The pinhead pivot: Candidates for president think they can get away with the “pivot” that they do between the primary and the general election because the national political press corps has had an unfortunate habit of letting them get away with it. Consider, for example, typical pieces looking at Romney’s upcoming maneuver by Ben Smith of Politico and Karen Tumulty of the Washington Post.
In “Republicans Brace For The Romney Pivot,” Smith quotes our old friend, USC’s Dan Schnur, a one-time presidential campaign flack for John McCain, noting: “There’s no possible way for him to be elected president without at some point distancing himself from Congress . . . He signed on to the Ryan Budget and he’s going to need to stick with it for a while, but at some point in late summer or early fall, the budget negotiations are going to take a turn that is going to force him to part ways with the House Republicans.”
And in “Will Romney move to the middle? Can he?,” Tumulty quotes former Ronald Reagan White House chief of staff Ken Duberstein, observing: “Romney’s twin challenges are to unify the Republican base, where significant elements remain unconvinced of the strength of his conservative philosophy, while at the same time not genuflecting so much that he can’t appeal to the independent vote that will ultimately decide the election.”
Get it? To political professionals, the “pivot” is an expected and acceptable political tactic. But if you believe that words have meaning and that commitment and consistence matter, then the MSM ought to make presidential candidates answer in September and October for the opportunistic positions they took in February and March.
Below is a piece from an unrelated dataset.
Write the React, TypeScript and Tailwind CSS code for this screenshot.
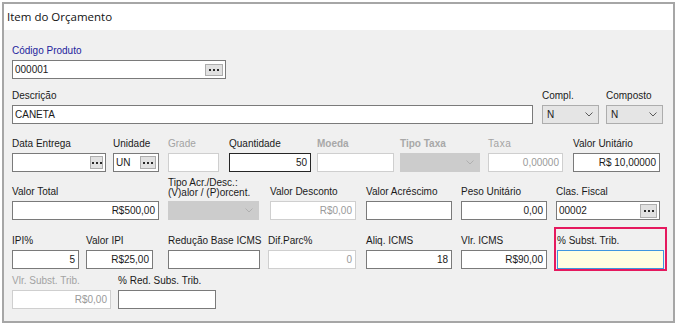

For Romney, in particular, the notion of altering his positions is wholly unacceptable, not least because he has given his word to the conservative wing of his own party. That’s why Jonah Goldberg of the National Review found Fehrnstrom’s mention of an Etch A Sketch so humorous that he compared him to Basil Fawlty, played by the great John Cleese in “Fawlty Towers” who, when serving German patrons in his restaurant, keeps mentioning the one thing he’s not supposed to say – the war.
A matter of character: Trouble is, it’s not really funny. And as Romney’s protégé eMeg Whitman proved in the 2010 California governor’s race, taking extreme stands during the primary in order to keep from being outflanked on the right, and then trying to weasel away from them in the general doesn’t work, if the news media are vigilant.
Throughout the GOP presidential debates, Calbuzz warned that playing to a hall full of blood-thirsty knuckledraggers was a losing strategy for the Republican candidates. But, after first seeming to reject the tactic as employed by Texas Gov. Rick Perry, Romney –worried about Newt Gingrich and then Rick Santorum — made a strategic decision to suck up to the right-wing of his party.
So, to our brothers and sisters in the mainstream media, we offer this humble suggestion: the “pivot” is not just a campaign tactic — it’s a measure of character.
Update: In an NYT blog post on Monday, Tom Edsall demonstrates precisely how Romney has begun making the pivot – without being called out by the MSM.